Gohar also decided to present the Armenian taraz (Armenian national dress) to the world. She studied the costumes of different Armenian settlements for a long time, and to do it accurately, she consulted with ethnographer friends. She presents taraz from Gyumri, Yerevan, Artsakh, Syunik, and other settlements.
Gohar was fond of clowns when she was a student and had many pictures and puppets. Her favourite clown puppet was in her studio. She has always depicted sad clowns; she once said, “Maybe I’m imitating myself.” Painting old wardrobes is also one of her favourite jobs. As a student, she decided to decorate an old wardrobe in her home with motifs inspired by Armenian rock paintings. A professor from the University of Ghent in Belgium visited Gohar’s studio and asked to sell him the wardrobe; Gohar refused.

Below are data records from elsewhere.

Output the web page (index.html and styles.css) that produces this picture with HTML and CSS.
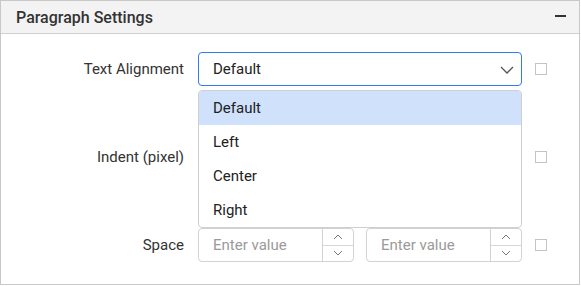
FILE: index.html
```html
<!DOCTYPE html>
<html>
<head>
<meta charset="utf-8">
<link rel="stylesheet" href="styles.css">
</head>
<body>
<div class="panel">
  <div class="panel-header">
    <span class="panel-title">Paragraph Settings</span>
    <span class="collapse-icon"></span>
  </div>
  <div class="panel-body">
    <div class="row">
      <label class="row-label">Text Alignment</label>
      <div class="control">
        <div class="select">
          <span class="select-value">Default</span>
          <svg class="select-arrow" width="14" height="8" viewBox="0 0 14 8"><path d="M1 1 L7 7 L13 1" fill="none" stroke="#555" stroke-width="1.3"/></svg>
        </div>
        <ul class="popup">
          <li class="popup-item active">Default</li>
          <li class="popup-item">Left</li>
          <li class="popup-item">Center</li>
          <li class="popup-item">Right</li>
        </ul>
      </div>
      <span class="checkbox"></span>
    </div>
    <div class="row">
      <label class="row-label">Indent (pixel)</label>
      <div class="control pair">
        <div class="numeric"><span class="placeholder"></span><div class="spin"><span class="spin-up"></span><span class="spin-down"></span></div></div>
        <div class="numeric"><span class="placeholder"></span><div class="spin"><span class="spin-up"></span><span class="spin-down"></span></div></div>
      </div>
      <span class="checkbox"></span>
    </div>
    <div class="row">
      <label class="row-label">Space</label>
      <div class="control pair">
        <div class="numeric"><span class="placeholder">Enter value</span><div class="spin">
          <span class="spin-up"><svg width="10" height="6" viewBox="0 0 10 6"><path d="M1 5 L5 1 L9 5" fill="none" stroke="#777" stroke-width="1"/></svg></span>
          <span class="spin-down"><svg width="10" height="6" viewBox="0 0 10 6"><path d="M1 1 L5 5 L9 1" fill="none" stroke="#777" stroke-width="1"/></svg></span>
        </div></div>
        <div class="numeric"><span class="placeholder">Enter value</span><div class="spin">
          <span class="spin-up"><svg width="10" height="6" viewBox="0 0 10 6"><path d="M1 5 L5 1 L9 5" fill="none" stroke="#777" stroke-width="1"/></svg></span>
          <span class="spin-down"><svg width="10" height="6" viewBox="0 0 10 6"><path d="M1 1 L5 5 L9 1" fill="none" stroke="#777" stroke-width="1"/></svg></span>
        </div></div>
      </div>
      <span class="checkbox"></span>
    </div>
  </div>
</div>
</body>
</html>
```
FILE: styles.css
```css
* { box-sizing: border-box; }
body {
  margin: 0;
  font-family: Roboto, "Liberation Sans", sans-serif;
  font-size: 15px;
  color: #333;
  background: #fff;
}
.panel {
  width: 580px;
  height: 285px;
  border: 1px solid #c8c8c8;
  background: #fff;
}
.panel-header {
  height: 33px;
  background: #f3f3f3;
  border-bottom: 1px solid #d0d0d0;
  display: flex;
  align-items: center;
  justify-content: space-between;
  padding: 0 13px 0 15px;
}
.panel-title {
  font-weight: 500;
  font-size: 16px;
  color: #333;
}
.collapse-icon {
  width: 11px;
  height: 2px;
  background: #333;
  margin-bottom: 3px;
}
.panel-body {
  padding-top: 18px;
  display: flex;
  flex-direction: column;
  gap: 54px;
}
.row {
  display: grid;
  grid-template-columns: 183px 324px 12px;
  column-gap: 14px;
  align-items: center;
  height: 34px;
}
.row .checkbox { margin-left: -1px; }
.row-label {
  text-align: right;
  color: #333;
}
.control {
  position: relative;
  height: 34px;
}
.select {
  height: 34px;
  border: 1px solid #2f7bf0;
  border-radius: 4px;
  display: flex;
  align-items: center;
  justify-content: space-between;
  padding: 0 7px 0 14px;
}
.select-value { color: #222; }
.select-arrow { margin-top: 1px; }
.popup {
  position: absolute;
  left: 0;
  top: 38px;
  width: 324px;
  margin: 0;
  padding: 0;
  list-style: none;
  background: #fff;
  border: 1px solid #cfcfcf;
  border-radius: 4px;
  z-index: 10;
  overflow: hidden;
}
.popup-item {
  height: 34px;
  line-height: 34px;
  padding-left: 14px;
  color: #222;
}
.popup-item.active { background: #cfe1fb; }
.pair {
  display: flex;
  gap: 12px;
}
.numeric {
  flex: 1;
  height: 34px;
  border: 1px solid #d2d2d2;
  border-radius: 4px;
  display: flex;
  align-items: stretch;
}
.placeholder {
  flex: 1;
  padding-left: 14px;
  display: flex;
  align-items: center;
  color: #9a9a9a;
}
.spin {
  width: 31px;
  border-left: 1px solid #d2d2d2;
  display: flex;
  flex-direction: column;
}
.spin-up, .spin-down {
  flex: 1;
  display: flex;
  align-items: center;
  justify-content: center;
}
.spin-up { border-bottom: 1px solid #d8d8d8; }
.checkbox {
  width: 12px;
  height: 12px;
  border: 1px solid #c4c4c4;
  background: #fff;
}
```
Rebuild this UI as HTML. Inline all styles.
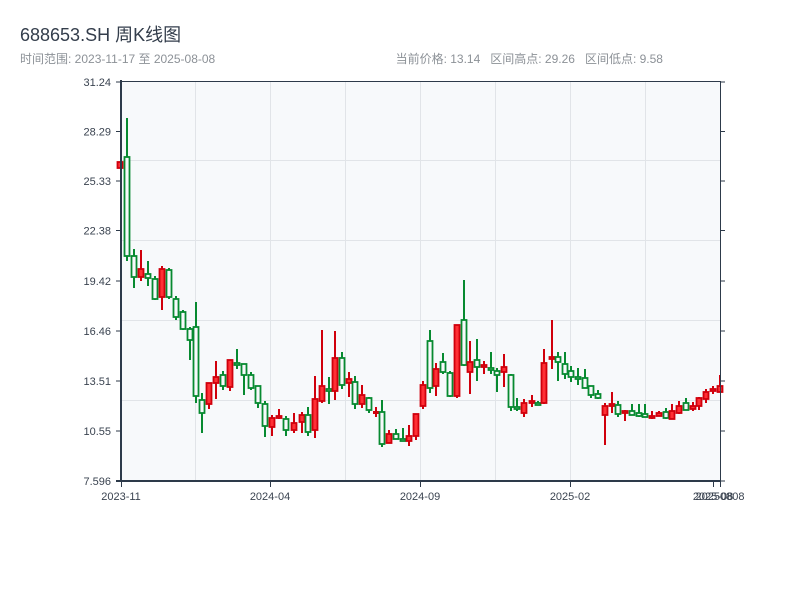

Gohar’s sister, Hasmik Petrosyan, a rehabilitation doctor by profession, said Gohar started drawing at the age of two. Hasmik explained that when she looks at a child’s development in all areas, a two-year-old child can’t draw, but Gohar could: “We understood that since she has a hearing and speech problem, she would convey her speech to people through non-verbal communication. Gohar achieved all this thanks to her diligence. Even 8, 10, 20 years ago, if they had said that Gohar would have her brand, her business, I would not have imagined it.”
Gohar rejoices in the success of others, her friends. She has created a unique corner of her friends’ works. During our conversation, Gohar was surrounded by her students who came to the masterclass one after another. At the end of the conversation, we asked Gohar what she wanted to convey to the world with her works. Gohar answered: “I want people to remain human and remain with love.”